Her biggest complaint in the book is not that the Princess phase is bad. It is a critique of the mass marketing machine, and the lack of other play options for girls who don't want to play with pink toys. 

 

Quote:
Originally Posted by spughy View Post

I second the suggestion not to fret it too much.  

 

I'm not really worrying too much. smile.gif If it was a huge concern for me, I would have figured out my plan of action a while ago, lol. My lack of consistency stems more from my ideas about moderation. I don't mind DD having a barbie or two, and a few princess dresses, as long as it doesn't become an obsession for her. And it hasn't. She plays with puzzles, reads books, builds with Lego's, draws pictures, plays with her baby doll, plays outside, all more than she plays with princess things.
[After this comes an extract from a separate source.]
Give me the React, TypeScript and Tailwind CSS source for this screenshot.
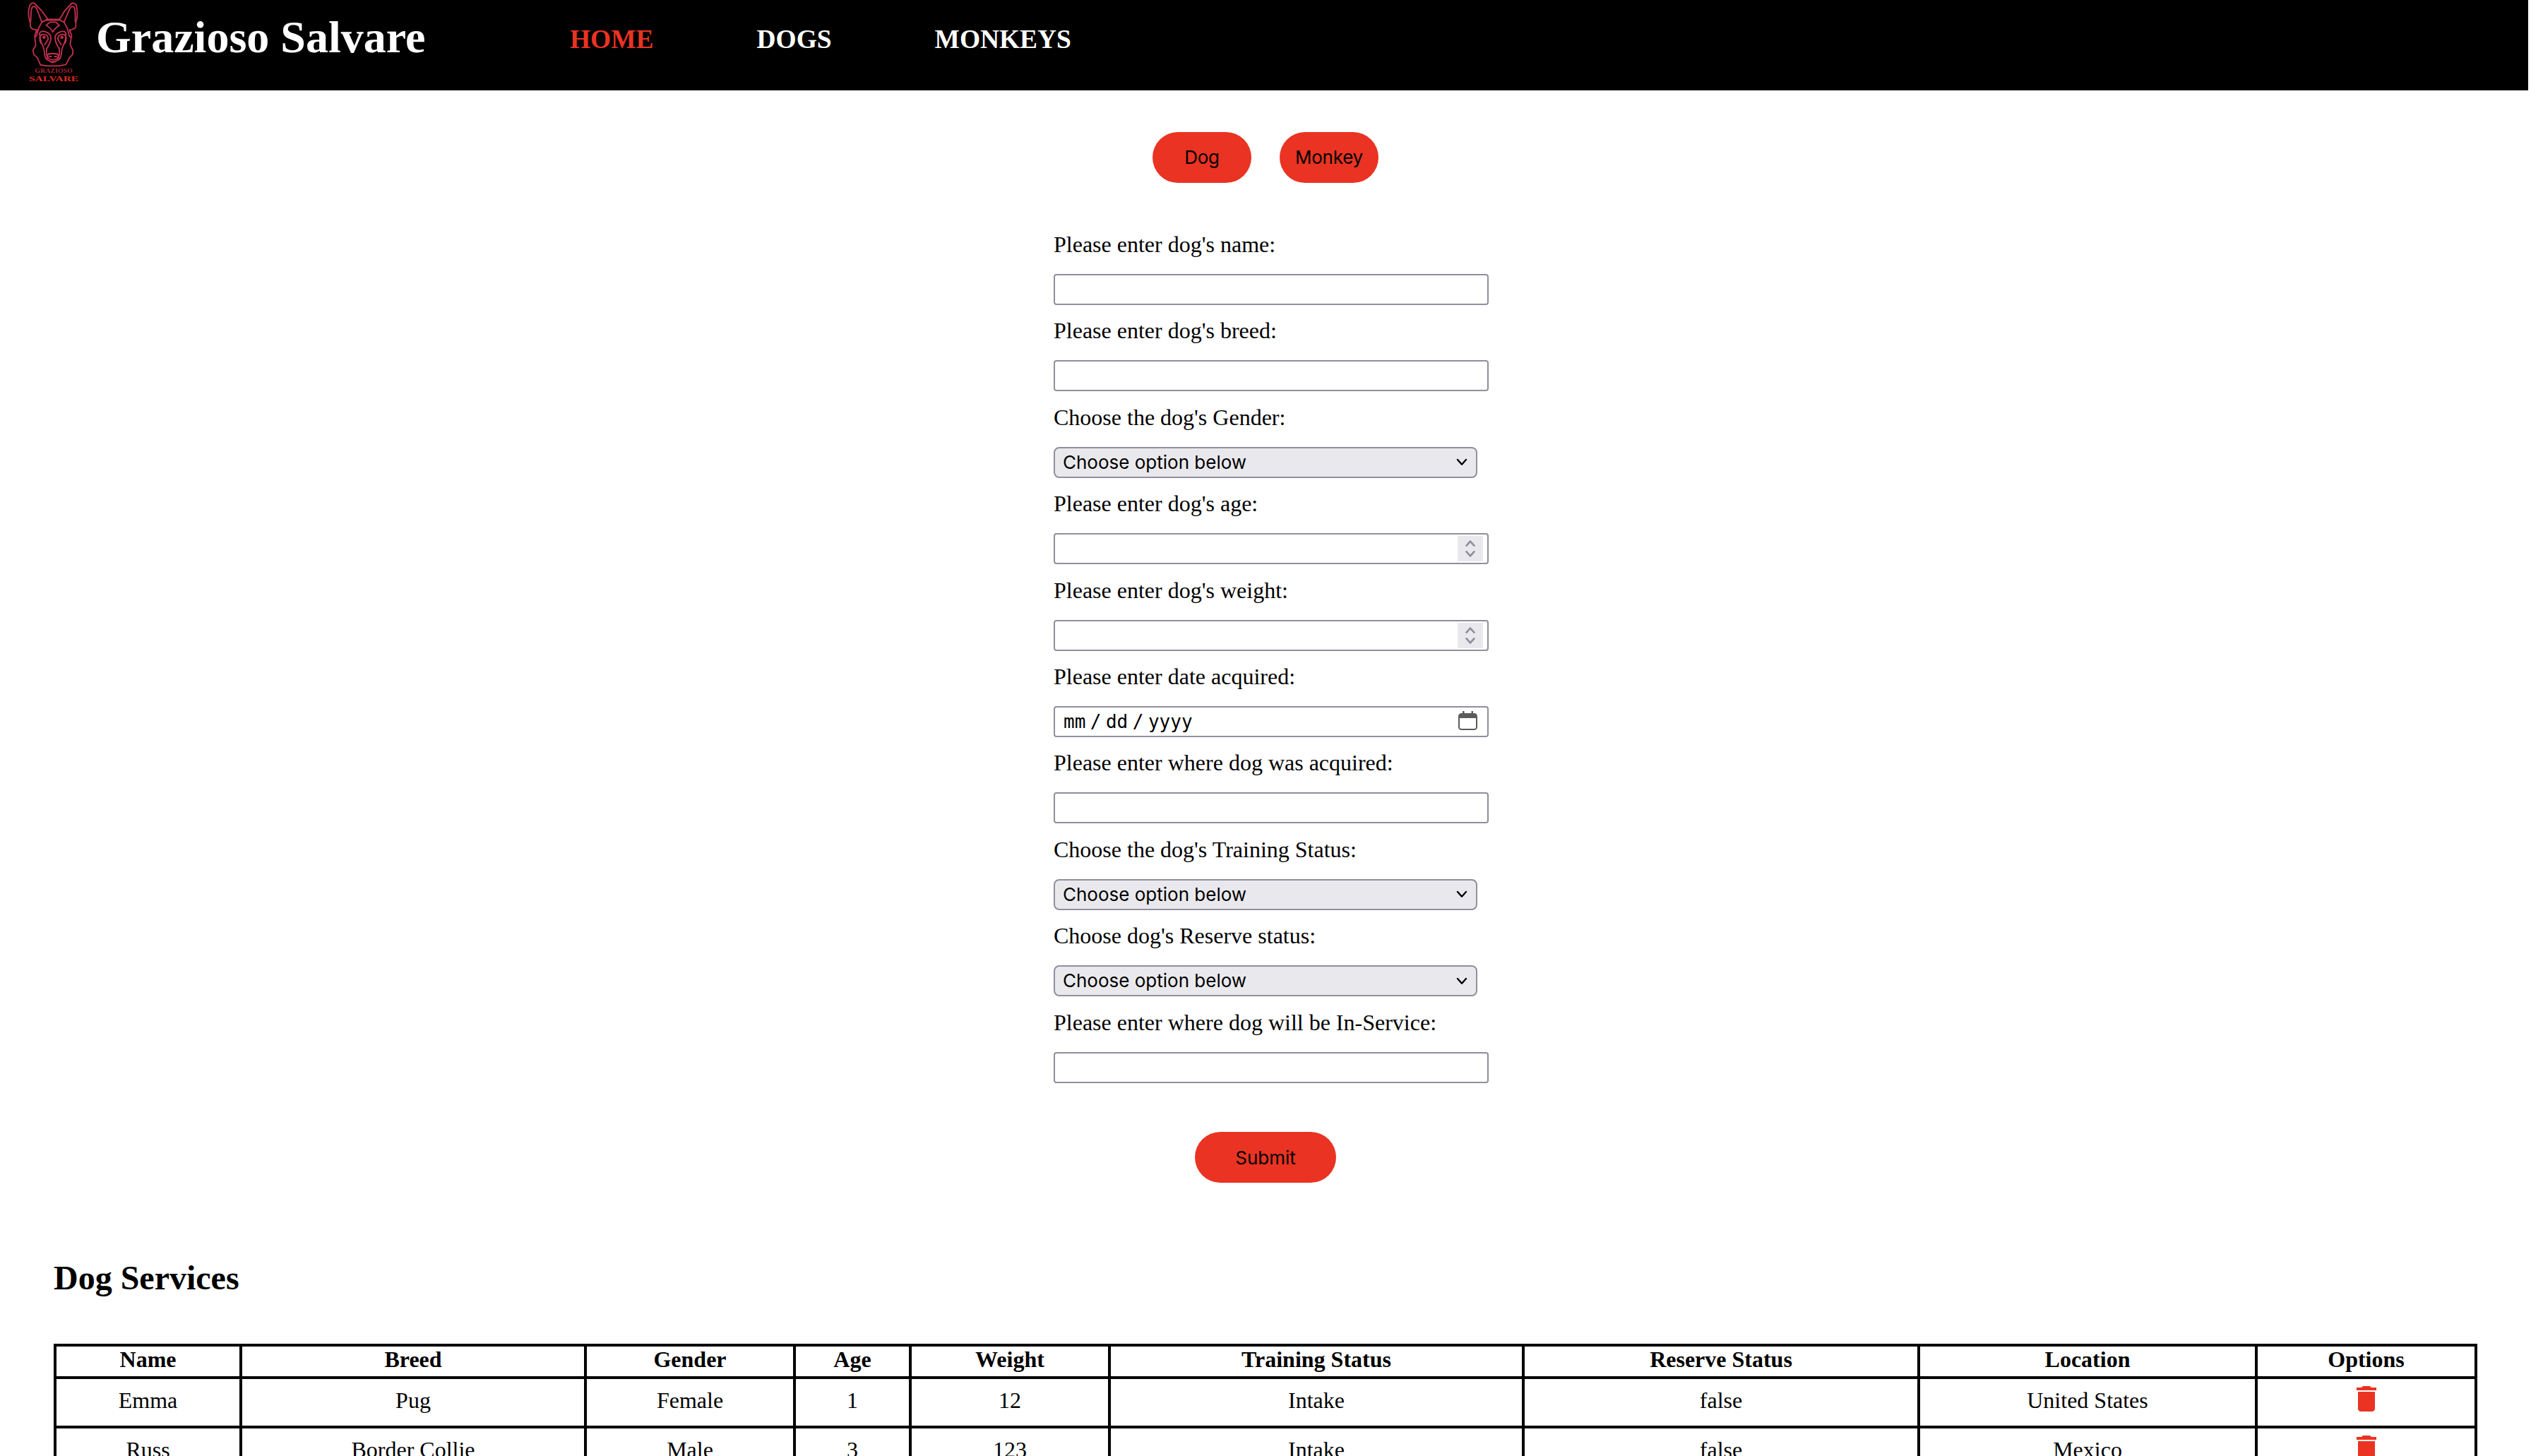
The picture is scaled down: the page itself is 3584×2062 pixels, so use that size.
import React from "react";
import { MdDelete } from "react-icons/md";

function Logo() {
  return (
    <svg className="h-[125px] w-[90px] shrink-0" viewBox="0 0 270 375" fill="none">
      <g stroke="#c2304f" strokeWidth="5.5" strokeLinejoin="round" strokeLinecap="round">
        <path d="M66 130C60 122 50 128 42 118C36 110 40 104 38 96C30 70 30 40 37 22C42 12 52 10 57 15L88 47L112 80L106 86L158 86L166 78L184 47L214 15C220 10 230 14 234 22C240 45 239 75 232 96C231 106 236 112 228 120C220 126 212 122 208 130" />
        <path d="M88 94L66 38C60 24 48 24 44 38C40 60 42 78 40 92M182 94L206 38C212 24 224 24 228 38C231 60 229 78 230 92" />
        <path d="M88 94L112 82L158 82L182 94L196 120L204 152L212 160L208 190L220 214L218 232L206 244L190 274L160 280L110 280L82 276L68 244L54 232L50 214L62 192L58 160L66 150L74 120L88 94" />
        <path d="M66 126C66 140 56 142 58 156M206 126C206 140 216 142 214 156" />
        <path d="M122 94L148 94L162 108C152 114 142 122 134 136C128 122 118 114 106 108Z" />
        <path d="M78 150C76 132 92 130 106 136C122 142 126 150 126 160C126 182 116 194 108 208M190 150C192 132 178 130 164 136C148 142 144 150 144 160C144 182 154 194 162 208" />
        <path d="M84 184C76 168 76 150 90 146C104 144 116 152 114 168L100 190M186 184C194 168 194 150 180 146C166 144 154 152 156 168L170 190" />
        <path d="M80 158C82 176 90 190 96 206C100 224 98 240 106 250C114 258 124 260 134 266C144 260 156 258 164 250C172 240 170 224 174 206C180 190 188 176 190 158" />
        <path d="M108 206C106 222 108 236 112 248M162 206C164 222 162 236 158 248" />
        <path d="M112 236C114 226 122 228 134 228C146 228 156 226 158 236C158 246 150 254 134 254C120 254 112 246 112 236ZM120 240H128M142 240H150M124 262H146" />
        <circle cx="97" cy="158" r="4" />
        <circle cx="173" cy="158" r="4" />
      </g>
      <text x="58" y="309" textLength="160" lengthAdjust="spacingAndGlyphs" className="fill-[#a3202c] font-['Liberation_Serif',serif] text-[23px]">GRAZIOSO</text>
      <text x="33" y="345" textLength="210" lengthAdjust="spacingAndGlyphs" className="fill-[#d92a1c] font-['Liberation_Serif',serif] text-[33px]">SALVARE</text>
    </svg>
  );
}

function Chevron({ className, width = 2.6 }: { className: string; width?: number }) {
  return (
    <svg className={className} viewBox="0 0 16 10" fill="none" stroke="currentColor" strokeWidth={width} strokeLinecap="round" strokeLinejoin="round">
      <path d="M2 1.5L8 8.2L14 1.5" />
    </svg>
  );
}

type Kind = "text" | "select" | "number" | "date";

const fields: { label: string; kind: Kind }[] = [
  { label: "Please enter dog's name:", kind: "text" },
  { label: "Please enter dog's breed:", kind: "text" },
  { label: "Choose the dog's Gender:", kind: "select" },
  { label: "Please enter dog's age:", kind: "number" },
  { label: "Please enter dog's weight:", kind: "number" },
  { label: "Please enter date acquired:", kind: "date" },
  { label: "Please enter where dog was acquired:", kind: "text" },
  { label: "Choose the dog's Training Status:", kind: "select" },
  { label: "Choose dog's Reserve status:", kind: "select" },
  { label: "Please enter where dog will be In-Service:", kind: "text" },
];

function Control({ kind }: { kind: Kind }) {
  if (kind === "select") {
    return (
      <div className="flex h-11 w-[600px] items-center justify-between rounded-lg border-2 border-[#8f8f9d] bg-[#e9e9ed] pr-3 pl-[11px] font-[Inter,sans-serif] text-[26px] leading-none">
        <span>Choose option below</span>
        <Chevron className="h-[11px] w-4" width={2.4} />
      </div>
    );
  }
  return (
    <div className="flex h-11 w-[616px] items-center justify-between rounded-[4px] border-2 border-[#8f8f9d] bg-white">
      {kind === "number" && (
        <div className="mr-[6px] ml-auto flex h-9 w-9 flex-col items-center justify-between bg-[#e9e9ed] py-[6px] text-[#8f8f9d]">
          <Chevron className="h-[9px] w-4 rotate-180" width={3} />
          <Chevron className="h-[9px] w-4" width={3} />
        </div>
      )}
      {kind === "date" && (
        <>
          <span className="pl-3 font-['DejaVu_Sans_Mono',monospace] text-[26px] leading-none">
            <span>mm</span>
            <span className="px-[6.500px]">/</span>
            <span>dd</span>
            <span className="px-[6.500px]">/</span>
            <span>yyyy</span>
          </span>
          <svg className="mr-[14px] mb-[2px] h-[27px] w-[27px]" viewBox="0 0 27 27">
            <path d="M6 0h2.500v3H18.500V0H21v3h1.500A4.500 4.500 0 0 1 27 7.500v15a4.500 4.500 0 0 1-4.500 4.500h-18A4.500 4.500 0 0 1 0 22.500v-15A4.500 4.500 0 0 1 4.500 3H6z M2 10v12.500A2.500 2.500 0 0 0 4.500 25h18a2.500 2.500 0 0 0 2.500-2.500V10z" fill="#5b5b5b" fillRule="evenodd" />
          </svg>
        </>
      )}
    </div>
  );
}

const columns = ["Name", "Breed", "Gender", "Age", "Weight", "Training Status", "Reserve Status", "Location", "Options"];
const rows = [
  ["Emma", "Pug", "Female", "1", "12", "Intake", "false", "United States"],
  ["Russ", "Border Collie", "Male", "3", "123", "Intake", "false", "Mexico"],
];

const pill = "flex h-[72px] items-center justify-center rounded-full bg-[#ea3323] font-[Inter,sans-serif] text-[26px] text-black";

export default function App() {
  return (
    <div className="h-[2062px] w-[3584px] overflow-hidden bg-white font-['Liberation_Serif','Times_New_Roman',serif] text-[32px] leading-[36px] text-black">
      <header className="flex h-32 w-[3580px] items-start bg-black pl-[30px] font-bold text-white">
        <Logo />
        <h1 className="ml-4 w-[671px] pt-[17px] text-[64px] leading-[72px]">Grazioso Salvare</h1>
        <nav className="flex gap-[146px] pt-[35px] text-[37.44px] leading-[42px]">
          <a className="text-[#ea3323]">HOME</a>
          <a>DOGS</a>
          <a>MONKEYS</a>
        </nav>
      </header>

      <div className="flex justify-center gap-10 pt-[59px]">
        <button className={`${pill} w-[140px] tracking-[-0.25px]`}>Dog</button>
        <button className={`${pill} w-[140px] tracking-[-0.25px]`}>Monkey</button>
      </div>

      <form className="mt-[69px] ml-[1492px] w-[616px]">
        {fields.map((f) => (
          <div key={f.label} className="h-[122.4px]">
            <label className="block h-[60px]">{f.label}</label>
            <Control kind={f.kind} />
          </div>
        ))}
      </form>

      <div className="flex justify-center pt-[51px]">
        <button className={`${pill} w-[200px] pt-[2px]`}>Submit</button>
      </div>

      <section className="px-[76px]">
        <h2 className="mt-[108px] text-[48px] leading-[54px] font-bold">Dog Services</h2>
        <table className="mt-[66px] w-[3432px] table-fixed border-collapse border-4 border-black text-center">
          <colgroup>
            <col className="w-[263px]" />
            <col className="w-[488px]" />
            <col className="w-[296px]" />
            <col className="w-[164px]" />
            <col className="w-[282px]" />
            <col className="w-[586px]" />
            <col className="w-[560px]" />
            <col className="w-[478px]" />
            <col className="w-[311px]" />
          </colgroup>
          <thead>
            <tr className="h-[46px]">
              {columns.map((c) => (
                <th key={c} className="border-4 border-black p-0 pb-[6px] align-middle leading-[36px] font-bold">{c}</th>
              ))}
            </tr>
          </thead>
          <tbody>
            {rows.map((r) => (
              <tr key={r[0]} className="h-[70px]">
                {r.map((v, i) => (
                  <td key={i} className="border-4 border-black p-0 pb-[6px] align-middle leading-[36px]">{v}</td>
                ))}
                <td className="border-4 border-black p-0 pt-1 align-top">
                  <MdDelete className="mx-auto block text-[48px] text-[#ea3323]" />
                </td>
              </tr>
            ))}
          </tbody>
        </table>
      </section>
    </div>
  );
}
Plus, I've always shunned most mainstream things, so part of my dislike in the Princess-thing comes from that. twins.gif  She is starting to label certain objects as "Boy's" (the tools in our garage, as one example) which really caught me off guard when it first happened!. But I just explain why it's for girls just as much as boys, and hope she comes around eventually!

 

My interest lies more in my anthropological background, I love reading and thinking about women's studies, cultural studies, etc.